In another case involving a family, some relatives residing in
Bangalore filed a property suit against another branch of the family
living in Trivandrum, that was finally decided in favour of the latter
by the Supreme Court, but after more than two decades, during which the
individual against whom the case was filed died of old age. More than
two decades later, the same Bangalore-based relatives have now filed
essentially the same case against those Trivandrum-based relatives who
are still alive. Will this too have to wait another 20 years and another
Supreme Court verdict before getting settled? And after that, will
there be a third effort through filing yet another case? Has it become
the reality in India that in practice, cases never get settled except
temporarily? Should not changes in procedures get introduced that ensure
that this no longer be the case, and that an absolute 5-year rule gets
established? When will the Supreme Court act on this?

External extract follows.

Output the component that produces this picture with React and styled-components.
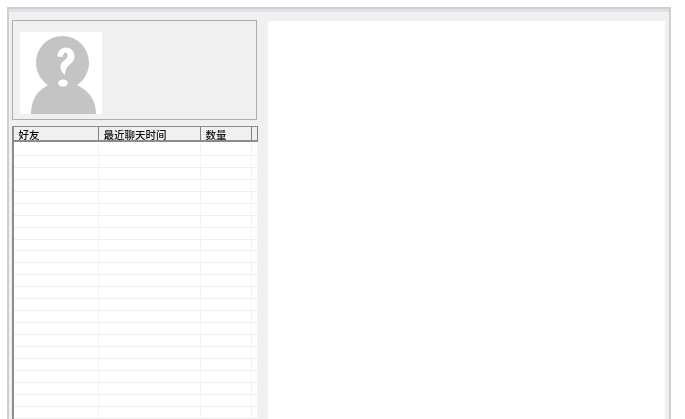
import React from "react";
import styled, { createGlobalStyle } from "styled-components";

const GlobalStyle = createGlobalStyle`
  html, body {
    margin: 0;
    padding: 0;
    height: 100%;
    background: #fff;
    overflow: hidden;
  }
  body {
    font-family: "Noto Sans CJK SC", "Liberation Sans", sans-serif;
  }
`;

const columns = [
  { title: "好友", width: 85 },
  { title: "最近聊天时间", width: 102 },
  { title: "数量", width: 51 },
  { title: "", width: 6 },
];

const rows = Array.from({ length: 23 }, (_, i) => i);

function Avatar() {
  return (
    <AvatarBox>
      <svg width="82" height="82" viewBox="0 0 82 82">
        <path
          d="M11 82C11 68 17 59 28 53C20 48 16 39 16 30.5C16 16 28 4 42.5 4C57 4 69 16 69 30.5C69 39 65 48 57 53C69 59 76 68 76 82Z"
          fill="#c4c4c4"
        />
        <path
          d="M37.5 24.5C37.5 19 41.5 15.5 46 15.5C50.5 15.5 54.5 19 54.5 24C54.5 29.5 50.5 31.5 48 34C46 36 45.5 38.5 45 43C41.5 40 39.5 36 41 32C42.5 28.5 47.5 27.5 47.5 23.5C47.5 21.5 46.5 20.5 45.5 20.5C44 20.5 43 22 43 25Z"
          fill="#fff"
        />
        <ellipse cx="43" cy="51" rx="5" ry="3.5" fill="#fff" />
      </svg>
    </AvatarBox>
  );
}

function App() {
  return (
    <>
      <GlobalStyle />
      <Page>
        <Frame>
          <TitleStrip />
          <Body>
            <LeftColumn>
              <ProfilePanel>
                <Avatar />
              </ProfilePanel>
              <FriendTable>
                <HeaderRow>
                  {columns.map((col, i) => (
                    <HeaderCell key={i} width={col.width}>
                      {col.title}
                    </HeaderCell>
                  ))}
                </HeaderRow>
                {rows.map((r) => (
                  <Row key={r}>
                    {columns.map((col, i) => (
                      <Cell key={i} width={col.width} />
                    ))}
                  </Row>
                ))}
              </FriendTable>
            </LeftColumn>
            <ChatPanel />
          </Body>
        </Frame>
      </Page>
    </>
  );
}

const Page = styled.div`
  height: 419px;
  padding: 7px 14px 0 7px;
  box-sizing: border-box;
  overflow: hidden;
`;

const Frame = styled.div`
  height: 100%;
  box-sizing: border-box;
  border: solid #cfcfcf;
  border-width: 2px 2px 0 2px;
  background: #f0f0f0;
  display: flex;
  flex-direction: column;
`;

const TitleStrip = styled.div`
  height: 3px;
  background: linear-gradient(#dcdcec, #e4e4ee);
  flex-shrink: 0;
`;

const Body = styled.div`
  flex: 1;
  display: flex;
  min-height: 0;
  padding: 8px 4px 0 3px;
  gap: 10px;
`;

const LeftColumn = styled.div`
  width: 246px;
  display: flex;
  flex-direction: column;
  gap: 6px;
  flex-shrink: 0;
`;

const ProfilePanel = styled.div`
  width: 245px;
  height: 100px;
  box-sizing: border-box;
  border: 1px solid #aeaeae;
  padding: 11px 7px;
  background: #f0f0f0;
`;

const AvatarBox = styled.div`
  width: 82px;
  height: 82px;
  background: #fff;
  filter: blur(0.4px);
`;

const FriendTable = styled.div`
  flex: 1;
  background: #fff;
  border-left: 2px solid #8c8c8c;
  overflow: hidden;
`;

const HeaderRow = styled.div`
  display: flex;
  height: 16px;
  margin-bottom: 2px;
  box-sizing: border-box;
  border-top: 1px solid #8c8c8c;
  border-bottom: 2px solid #8c8c8c;
  background: #f0f0f0;
  filter: blur(0.3px);
`;

const HeaderCell = styled.div`
  width: ${(p) => p.width}px;
  flex-shrink: 0;
  box-sizing: border-box;
  padding-left: 4.5px;
  border-right: 1px solid #808080;
  font-size: 10.5px;
  font-weight: 500;
  line-height: 15px;
  color: #111;
  white-space: nowrap;
`;

const Row = styled.div`
  display: flex;
  height: 11.95px;
  box-sizing: border-box;
  border-bottom: 1px solid #efefef;
`;

const Cell = styled.div`
  width: ${(p) => p.width}px;
  flex-shrink: 0;
  box-sizing: border-box;
  border-right: 1px solid #f4f4f4;
`;

const ChatPanel = styled.div`
  flex: 1;
  margin-top: 1px;
  background: #fff;
`;

export default App;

Fortunately for those who prefer the 21st rather to the 19th century,
the Supreme Court has lately made moves towards re-examining its
earlier dismissal of a High Court verdict decriminalising same sex
relationships between consenting adults. Hopefully, it will also relook
its earlier rejection of a petition to decriminalise defamation. Given
the obvious interest of the executive in ensuring that the powers
enjoyed by British colonial officers remain, only our judiciary has the
power to ensure that the people of India be treated as adults, rather
than juveniles or half-wits. Only “minimum governance” and not “maximum
powers” to officialdom can create the impetus needed for China-style
growth in India. For ensuring such a situation, the hope of citizens is
that the Supreme Court of India will consistently and strongly widen the
zone of individual freedom by pruning that of governmental discretion.